その症状は十人十色なのだが、もっとも多いのは地震前に耳鳴りや頭痛に襲われるというケースだ。何を隠そう筆者(東京都在住)もその一人で、強い頭痛があると、その3〜4日後に関東近辺で地震が発生することが多い。もっとも、筆者の場合は低気圧が接近しても頭痛が起きやすくなるため、判断に迷うこともある。経験上、低気圧と地震前兆が重なったときは特にひどい頭痛になるようだ。
耳鳴りの場合、セミが鳴くような音が耳の奥で常に響いている場合もあるが、それよりも突然耳が閉塞して音が聞こえづらくなり、それに続いて数秒間「ピー」または「ポー」という強い耳鳴りが生じる場合、その2日以内に地震が発生する確率が非常に高い。
このような「体感」は、やはり人間が磁気を感じ取る能力を潜在的に持っていることの証左ではないだろうか。さらに興味深いことに、筆者の超常現象の研究経験から言えるのは、霊感や超感覚がある人の多くは、電磁波にも敏感だということだ。地震を「体感」すると主張する人も多い。このことから推測すると、超感覚的知覚と磁気の知覚には何らかの関係があるのかもしれない。
脳が地震を予知する原理も解明されるか?
『日本人の脳』(大修館書店)といえば、1980年代に日本人の脳の特異性について画期的な発見をしたと一世を風靡した。過去の記事でも紹介したが、著者の角田忠信・日本医科歯科大学名誉教授によると、日本人だけは大脳左右半球の働きが異なり、虫の音などを本来は言語を司る左半球で処理しているという。さらに驚くべきことには、氏が1987年に発表した著書『脳センサー — 地震の可能性をさぐる』(丸善)では、人間の脳は地殻変動も捉えており、なんと無意識的に「地震予知」を行っているとする説まで発表した。大脳左右半球の優位脳を判別する実験で、地震の前になると実験結果に異常が生じることから、人間の脳は地殻変動を感知しているとしか考えられないというのだ。

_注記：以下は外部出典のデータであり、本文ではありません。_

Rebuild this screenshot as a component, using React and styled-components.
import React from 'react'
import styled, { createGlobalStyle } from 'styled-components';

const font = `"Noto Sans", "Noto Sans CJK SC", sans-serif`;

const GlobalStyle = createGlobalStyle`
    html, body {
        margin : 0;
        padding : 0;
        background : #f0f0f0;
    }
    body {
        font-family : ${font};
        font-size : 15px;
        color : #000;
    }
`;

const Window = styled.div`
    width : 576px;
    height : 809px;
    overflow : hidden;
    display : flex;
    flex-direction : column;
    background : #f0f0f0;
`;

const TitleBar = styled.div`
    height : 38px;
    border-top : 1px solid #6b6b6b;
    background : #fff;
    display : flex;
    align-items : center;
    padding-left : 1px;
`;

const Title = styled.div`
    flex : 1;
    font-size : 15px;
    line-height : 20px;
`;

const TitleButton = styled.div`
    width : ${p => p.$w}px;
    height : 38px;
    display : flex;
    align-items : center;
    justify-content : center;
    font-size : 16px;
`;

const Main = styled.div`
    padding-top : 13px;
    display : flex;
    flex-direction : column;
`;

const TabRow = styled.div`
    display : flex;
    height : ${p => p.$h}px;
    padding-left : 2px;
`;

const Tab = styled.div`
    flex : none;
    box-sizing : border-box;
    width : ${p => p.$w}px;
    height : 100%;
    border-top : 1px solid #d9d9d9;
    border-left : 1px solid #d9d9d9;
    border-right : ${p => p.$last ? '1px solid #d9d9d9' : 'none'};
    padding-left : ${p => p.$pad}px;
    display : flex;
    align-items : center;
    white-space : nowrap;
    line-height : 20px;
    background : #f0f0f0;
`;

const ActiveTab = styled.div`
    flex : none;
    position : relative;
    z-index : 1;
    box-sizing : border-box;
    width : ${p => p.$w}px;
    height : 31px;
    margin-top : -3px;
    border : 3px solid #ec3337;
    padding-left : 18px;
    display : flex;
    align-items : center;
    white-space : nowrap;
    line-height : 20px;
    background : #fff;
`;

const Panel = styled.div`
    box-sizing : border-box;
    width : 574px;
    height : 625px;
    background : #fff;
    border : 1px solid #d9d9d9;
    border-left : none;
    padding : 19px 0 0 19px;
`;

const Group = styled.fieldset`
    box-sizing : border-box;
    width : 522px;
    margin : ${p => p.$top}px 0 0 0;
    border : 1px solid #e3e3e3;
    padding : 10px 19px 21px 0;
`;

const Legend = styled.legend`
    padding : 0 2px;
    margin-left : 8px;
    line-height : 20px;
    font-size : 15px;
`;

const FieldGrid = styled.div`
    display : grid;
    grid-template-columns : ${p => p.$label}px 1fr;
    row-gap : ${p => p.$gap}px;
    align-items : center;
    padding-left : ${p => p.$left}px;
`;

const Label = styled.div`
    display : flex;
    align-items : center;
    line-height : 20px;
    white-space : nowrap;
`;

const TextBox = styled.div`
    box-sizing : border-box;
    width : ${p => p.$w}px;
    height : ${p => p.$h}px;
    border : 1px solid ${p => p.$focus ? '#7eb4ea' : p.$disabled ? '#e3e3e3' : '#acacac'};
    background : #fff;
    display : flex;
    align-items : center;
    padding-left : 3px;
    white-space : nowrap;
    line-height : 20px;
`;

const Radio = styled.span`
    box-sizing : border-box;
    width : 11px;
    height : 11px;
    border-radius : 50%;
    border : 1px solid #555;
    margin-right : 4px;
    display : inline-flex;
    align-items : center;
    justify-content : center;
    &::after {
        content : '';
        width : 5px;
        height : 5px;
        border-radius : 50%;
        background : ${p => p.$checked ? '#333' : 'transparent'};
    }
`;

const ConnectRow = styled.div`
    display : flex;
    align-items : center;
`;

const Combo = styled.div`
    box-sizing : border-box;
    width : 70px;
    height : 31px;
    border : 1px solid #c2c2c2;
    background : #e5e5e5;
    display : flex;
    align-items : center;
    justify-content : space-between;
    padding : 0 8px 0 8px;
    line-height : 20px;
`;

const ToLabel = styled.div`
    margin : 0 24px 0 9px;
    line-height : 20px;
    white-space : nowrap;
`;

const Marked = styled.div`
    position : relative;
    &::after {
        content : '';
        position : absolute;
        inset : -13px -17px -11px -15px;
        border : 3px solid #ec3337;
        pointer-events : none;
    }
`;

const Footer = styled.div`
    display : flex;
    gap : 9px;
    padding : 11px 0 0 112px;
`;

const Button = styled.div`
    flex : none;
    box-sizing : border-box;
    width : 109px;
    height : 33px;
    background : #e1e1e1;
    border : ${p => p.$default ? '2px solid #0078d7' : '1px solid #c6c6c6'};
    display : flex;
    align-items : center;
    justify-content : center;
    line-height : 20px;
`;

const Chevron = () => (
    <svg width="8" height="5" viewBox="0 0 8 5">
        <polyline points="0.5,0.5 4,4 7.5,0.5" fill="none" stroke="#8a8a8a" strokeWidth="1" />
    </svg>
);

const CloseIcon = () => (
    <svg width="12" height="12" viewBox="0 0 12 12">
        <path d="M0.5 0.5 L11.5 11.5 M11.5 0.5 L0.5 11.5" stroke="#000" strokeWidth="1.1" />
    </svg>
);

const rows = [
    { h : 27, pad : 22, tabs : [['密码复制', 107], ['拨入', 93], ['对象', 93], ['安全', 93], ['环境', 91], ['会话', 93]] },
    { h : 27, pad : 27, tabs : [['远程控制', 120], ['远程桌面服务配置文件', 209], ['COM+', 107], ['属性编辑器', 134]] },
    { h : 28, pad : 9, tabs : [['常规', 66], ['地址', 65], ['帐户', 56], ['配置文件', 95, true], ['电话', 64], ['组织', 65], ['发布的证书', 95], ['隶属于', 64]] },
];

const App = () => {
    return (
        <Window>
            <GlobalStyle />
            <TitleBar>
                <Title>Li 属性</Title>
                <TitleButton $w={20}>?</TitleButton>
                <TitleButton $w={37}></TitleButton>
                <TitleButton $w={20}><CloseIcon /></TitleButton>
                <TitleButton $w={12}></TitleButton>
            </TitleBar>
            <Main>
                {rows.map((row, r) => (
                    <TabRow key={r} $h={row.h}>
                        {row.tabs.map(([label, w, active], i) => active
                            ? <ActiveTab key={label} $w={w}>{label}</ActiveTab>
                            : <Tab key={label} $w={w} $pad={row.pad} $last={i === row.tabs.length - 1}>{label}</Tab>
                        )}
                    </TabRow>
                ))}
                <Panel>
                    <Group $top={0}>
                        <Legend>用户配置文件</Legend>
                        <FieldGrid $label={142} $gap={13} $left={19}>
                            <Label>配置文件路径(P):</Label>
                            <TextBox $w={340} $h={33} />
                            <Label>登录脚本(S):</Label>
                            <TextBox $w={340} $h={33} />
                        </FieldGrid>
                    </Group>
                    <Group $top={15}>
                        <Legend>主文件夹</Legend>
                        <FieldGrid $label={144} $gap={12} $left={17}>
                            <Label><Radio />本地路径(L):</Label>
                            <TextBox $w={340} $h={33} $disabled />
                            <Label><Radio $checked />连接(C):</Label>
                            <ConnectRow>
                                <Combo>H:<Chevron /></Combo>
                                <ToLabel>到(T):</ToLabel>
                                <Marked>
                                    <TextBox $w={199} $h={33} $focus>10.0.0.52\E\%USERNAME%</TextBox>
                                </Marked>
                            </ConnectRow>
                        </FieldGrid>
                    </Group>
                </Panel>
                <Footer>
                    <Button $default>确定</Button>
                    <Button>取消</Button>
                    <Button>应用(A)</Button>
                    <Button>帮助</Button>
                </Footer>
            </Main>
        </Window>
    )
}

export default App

角田氏がこの研究を公にした当時は、結果を科学的に説明できる原理はないと思われた。だが、今回の研究で人間も動物同様に「地震予知」を行っている可能性が見えてきたということだ。少なくともこれまで一部の科学者しか関心を示さなかったであろう「人間の地震予知能力」に陽が当たる時が、ついにやって来たのだ。研究のさらなる進展が待たれる。